To the untrained eye, the data presentation looks remarkably like an Etch-a-Sketch drawing, little more than a child's randomly drawn zigzag pattern on a favorite toy.
But to Wharton marketing professor Peter S. Fader, those seemingly random lines represent a new dataset showing the paths taken by individual shoppers in an actual grocery store. The data -- charted for the first time by radio frequency identification (RFID) tags located on consumers' shopping carts -- has the potential to change the way retailers in general think about customers and their shopping patterns.
In a new paper called "An Exploratory Look at Supermarket Shopping Paths," Fader, Wharton marketing professor Eric T. Bradlow and doctoral candidate Jeffrey S. Larson analyze this RFID-captured grocery store data, focusing exclusively on travel patterns without regard to purchase behavior or merchandising tactics. The results, they conclude, challenge many long-standing perceptions of shopper travel behavior within a supermarket, including ideas related to aisle traffic, special promotional displays, and perimeter shopping patterns.

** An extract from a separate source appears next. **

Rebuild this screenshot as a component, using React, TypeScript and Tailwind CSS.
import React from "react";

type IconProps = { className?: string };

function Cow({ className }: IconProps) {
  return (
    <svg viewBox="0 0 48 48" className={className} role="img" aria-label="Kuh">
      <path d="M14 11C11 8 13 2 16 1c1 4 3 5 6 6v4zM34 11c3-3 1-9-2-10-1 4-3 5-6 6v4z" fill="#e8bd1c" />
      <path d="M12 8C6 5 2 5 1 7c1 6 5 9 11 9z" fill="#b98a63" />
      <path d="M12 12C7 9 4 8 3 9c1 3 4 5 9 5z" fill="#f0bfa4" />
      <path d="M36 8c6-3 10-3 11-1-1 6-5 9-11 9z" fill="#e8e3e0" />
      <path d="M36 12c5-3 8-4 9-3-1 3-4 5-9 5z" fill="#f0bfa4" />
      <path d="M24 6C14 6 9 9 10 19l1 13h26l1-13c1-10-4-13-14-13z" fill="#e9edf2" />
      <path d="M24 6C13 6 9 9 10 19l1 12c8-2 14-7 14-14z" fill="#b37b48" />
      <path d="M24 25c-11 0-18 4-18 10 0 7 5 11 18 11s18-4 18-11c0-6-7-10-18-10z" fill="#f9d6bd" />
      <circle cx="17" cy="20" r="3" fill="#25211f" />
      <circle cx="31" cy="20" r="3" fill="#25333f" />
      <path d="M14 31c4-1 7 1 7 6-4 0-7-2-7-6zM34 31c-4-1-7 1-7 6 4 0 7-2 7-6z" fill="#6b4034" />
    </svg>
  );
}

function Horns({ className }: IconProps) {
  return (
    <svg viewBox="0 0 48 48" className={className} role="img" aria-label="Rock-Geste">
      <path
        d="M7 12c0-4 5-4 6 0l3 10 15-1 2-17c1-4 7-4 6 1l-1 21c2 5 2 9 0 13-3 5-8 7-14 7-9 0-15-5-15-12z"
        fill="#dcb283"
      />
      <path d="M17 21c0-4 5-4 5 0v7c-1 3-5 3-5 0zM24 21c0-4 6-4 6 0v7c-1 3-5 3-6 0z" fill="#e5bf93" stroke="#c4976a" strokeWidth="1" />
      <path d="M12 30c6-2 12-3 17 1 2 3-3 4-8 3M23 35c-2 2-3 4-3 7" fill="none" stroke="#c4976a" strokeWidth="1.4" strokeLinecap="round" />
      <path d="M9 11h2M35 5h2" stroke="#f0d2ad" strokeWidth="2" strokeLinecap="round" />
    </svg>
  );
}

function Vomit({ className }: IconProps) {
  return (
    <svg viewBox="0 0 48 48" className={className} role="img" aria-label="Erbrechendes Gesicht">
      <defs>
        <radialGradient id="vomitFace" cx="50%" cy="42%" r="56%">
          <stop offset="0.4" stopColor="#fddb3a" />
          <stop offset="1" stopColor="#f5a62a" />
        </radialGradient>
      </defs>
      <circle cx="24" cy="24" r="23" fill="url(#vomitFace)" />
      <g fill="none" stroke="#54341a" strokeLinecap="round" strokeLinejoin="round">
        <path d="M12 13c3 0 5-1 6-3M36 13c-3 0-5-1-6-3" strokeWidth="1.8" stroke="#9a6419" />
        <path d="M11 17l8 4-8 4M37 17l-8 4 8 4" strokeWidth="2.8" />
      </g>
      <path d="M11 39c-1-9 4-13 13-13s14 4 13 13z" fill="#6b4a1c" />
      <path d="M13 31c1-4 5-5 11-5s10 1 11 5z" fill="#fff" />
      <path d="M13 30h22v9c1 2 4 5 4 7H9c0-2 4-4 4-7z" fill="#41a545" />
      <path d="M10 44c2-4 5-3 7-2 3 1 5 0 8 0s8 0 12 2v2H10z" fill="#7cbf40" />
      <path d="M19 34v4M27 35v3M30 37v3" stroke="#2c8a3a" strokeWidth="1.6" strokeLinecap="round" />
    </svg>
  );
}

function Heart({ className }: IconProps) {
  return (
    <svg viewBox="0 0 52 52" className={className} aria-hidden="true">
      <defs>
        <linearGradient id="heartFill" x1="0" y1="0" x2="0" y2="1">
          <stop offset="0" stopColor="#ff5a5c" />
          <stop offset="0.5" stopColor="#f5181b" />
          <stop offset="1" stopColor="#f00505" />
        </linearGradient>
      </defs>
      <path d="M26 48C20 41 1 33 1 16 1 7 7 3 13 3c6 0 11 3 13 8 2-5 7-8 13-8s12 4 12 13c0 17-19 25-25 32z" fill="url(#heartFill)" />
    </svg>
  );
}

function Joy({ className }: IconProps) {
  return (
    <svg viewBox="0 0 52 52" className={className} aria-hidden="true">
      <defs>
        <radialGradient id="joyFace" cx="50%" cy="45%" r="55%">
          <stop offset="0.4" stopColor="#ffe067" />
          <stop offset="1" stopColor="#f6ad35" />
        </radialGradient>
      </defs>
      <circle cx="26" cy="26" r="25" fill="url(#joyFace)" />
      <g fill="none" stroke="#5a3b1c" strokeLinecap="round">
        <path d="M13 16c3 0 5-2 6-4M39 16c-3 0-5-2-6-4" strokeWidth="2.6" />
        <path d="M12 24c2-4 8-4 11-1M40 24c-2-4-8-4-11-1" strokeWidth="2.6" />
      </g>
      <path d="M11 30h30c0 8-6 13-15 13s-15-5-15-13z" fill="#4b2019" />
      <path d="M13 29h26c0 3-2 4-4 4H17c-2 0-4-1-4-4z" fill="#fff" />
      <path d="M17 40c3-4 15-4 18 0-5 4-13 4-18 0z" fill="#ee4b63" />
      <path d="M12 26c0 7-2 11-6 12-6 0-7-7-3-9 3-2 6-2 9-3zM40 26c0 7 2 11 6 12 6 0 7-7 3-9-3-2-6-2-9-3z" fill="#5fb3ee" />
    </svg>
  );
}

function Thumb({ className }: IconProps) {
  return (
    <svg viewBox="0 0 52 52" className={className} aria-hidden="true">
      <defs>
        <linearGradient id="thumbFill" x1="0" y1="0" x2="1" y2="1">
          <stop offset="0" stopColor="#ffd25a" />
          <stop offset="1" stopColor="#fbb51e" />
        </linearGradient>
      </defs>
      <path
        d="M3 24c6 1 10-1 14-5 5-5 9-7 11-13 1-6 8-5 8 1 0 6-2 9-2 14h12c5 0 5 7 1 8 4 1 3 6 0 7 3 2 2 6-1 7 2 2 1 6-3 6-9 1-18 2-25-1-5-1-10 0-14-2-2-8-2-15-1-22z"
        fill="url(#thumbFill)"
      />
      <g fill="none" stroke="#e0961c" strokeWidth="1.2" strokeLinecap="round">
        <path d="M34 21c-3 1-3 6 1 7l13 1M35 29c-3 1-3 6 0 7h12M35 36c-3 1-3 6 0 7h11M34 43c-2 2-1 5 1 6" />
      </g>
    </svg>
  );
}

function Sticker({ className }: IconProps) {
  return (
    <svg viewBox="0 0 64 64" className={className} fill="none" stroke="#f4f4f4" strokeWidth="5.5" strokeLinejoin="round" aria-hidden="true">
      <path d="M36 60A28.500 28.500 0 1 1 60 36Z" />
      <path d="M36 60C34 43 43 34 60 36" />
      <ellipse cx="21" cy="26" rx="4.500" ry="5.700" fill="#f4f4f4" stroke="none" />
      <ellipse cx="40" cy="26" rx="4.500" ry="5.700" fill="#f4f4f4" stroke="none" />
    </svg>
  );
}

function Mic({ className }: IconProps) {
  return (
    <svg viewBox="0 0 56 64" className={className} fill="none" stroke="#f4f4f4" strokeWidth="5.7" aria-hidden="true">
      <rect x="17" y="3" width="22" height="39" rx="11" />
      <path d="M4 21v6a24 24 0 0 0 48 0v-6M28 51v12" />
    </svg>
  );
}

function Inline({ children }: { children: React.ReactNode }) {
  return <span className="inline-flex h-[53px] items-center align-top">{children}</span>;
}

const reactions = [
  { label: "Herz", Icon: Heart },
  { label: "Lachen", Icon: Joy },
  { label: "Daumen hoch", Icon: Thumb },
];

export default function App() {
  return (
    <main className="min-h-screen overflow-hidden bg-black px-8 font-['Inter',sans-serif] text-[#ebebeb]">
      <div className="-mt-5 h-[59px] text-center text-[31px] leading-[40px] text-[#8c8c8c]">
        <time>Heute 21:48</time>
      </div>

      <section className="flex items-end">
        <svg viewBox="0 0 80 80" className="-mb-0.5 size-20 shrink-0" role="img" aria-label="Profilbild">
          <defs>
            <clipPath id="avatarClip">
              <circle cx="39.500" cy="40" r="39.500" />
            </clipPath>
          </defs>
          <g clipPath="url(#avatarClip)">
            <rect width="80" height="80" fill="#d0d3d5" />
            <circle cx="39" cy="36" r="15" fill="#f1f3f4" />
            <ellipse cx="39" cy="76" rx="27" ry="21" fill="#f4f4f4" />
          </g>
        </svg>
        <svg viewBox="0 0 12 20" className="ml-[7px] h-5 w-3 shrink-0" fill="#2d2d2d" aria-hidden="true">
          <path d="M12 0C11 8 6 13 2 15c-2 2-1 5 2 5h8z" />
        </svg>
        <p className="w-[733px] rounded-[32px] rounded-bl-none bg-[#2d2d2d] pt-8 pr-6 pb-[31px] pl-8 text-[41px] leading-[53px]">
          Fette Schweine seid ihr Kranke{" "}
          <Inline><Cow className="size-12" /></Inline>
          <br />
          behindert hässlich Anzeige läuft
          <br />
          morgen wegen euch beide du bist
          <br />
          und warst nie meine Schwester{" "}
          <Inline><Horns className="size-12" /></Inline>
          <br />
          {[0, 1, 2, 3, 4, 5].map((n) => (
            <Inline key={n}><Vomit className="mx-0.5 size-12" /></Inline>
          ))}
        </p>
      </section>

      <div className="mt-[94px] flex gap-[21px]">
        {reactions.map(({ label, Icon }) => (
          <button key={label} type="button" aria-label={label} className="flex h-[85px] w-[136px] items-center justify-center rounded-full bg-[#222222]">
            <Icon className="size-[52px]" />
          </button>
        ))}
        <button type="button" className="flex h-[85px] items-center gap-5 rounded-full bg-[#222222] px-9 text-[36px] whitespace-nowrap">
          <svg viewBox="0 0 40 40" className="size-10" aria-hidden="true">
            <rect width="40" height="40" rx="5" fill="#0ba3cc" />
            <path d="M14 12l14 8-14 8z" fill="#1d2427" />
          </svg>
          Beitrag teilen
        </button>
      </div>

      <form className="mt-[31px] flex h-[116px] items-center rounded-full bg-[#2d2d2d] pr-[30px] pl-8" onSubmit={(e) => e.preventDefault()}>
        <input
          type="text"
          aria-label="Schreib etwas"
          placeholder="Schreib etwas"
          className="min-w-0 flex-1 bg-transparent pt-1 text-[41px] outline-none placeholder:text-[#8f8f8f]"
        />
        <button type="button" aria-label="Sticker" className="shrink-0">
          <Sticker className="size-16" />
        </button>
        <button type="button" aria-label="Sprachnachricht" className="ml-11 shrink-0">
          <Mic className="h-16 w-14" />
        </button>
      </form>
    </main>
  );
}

Using a new "multivariate clustering algorithm," the authors identified 14 distinct grocery store travel paths during short, medium and long shopping trips. Based on this information, Fader, Bradlow and Larson conclude that:
· Grocery shoppers don't weave up and down all aisles -- a pattern commonly thought to dominate store travel. Instead, most shoppers "tend only to travel select aisles, and rarely in the systematic up and down patterns most tend to consider the dominant travel pattern."
· Once they enter an aisle, shoppers rarely make it to the other end. Instead, they "travel by short excursions into and out of the aisle rather than traversing its entire length.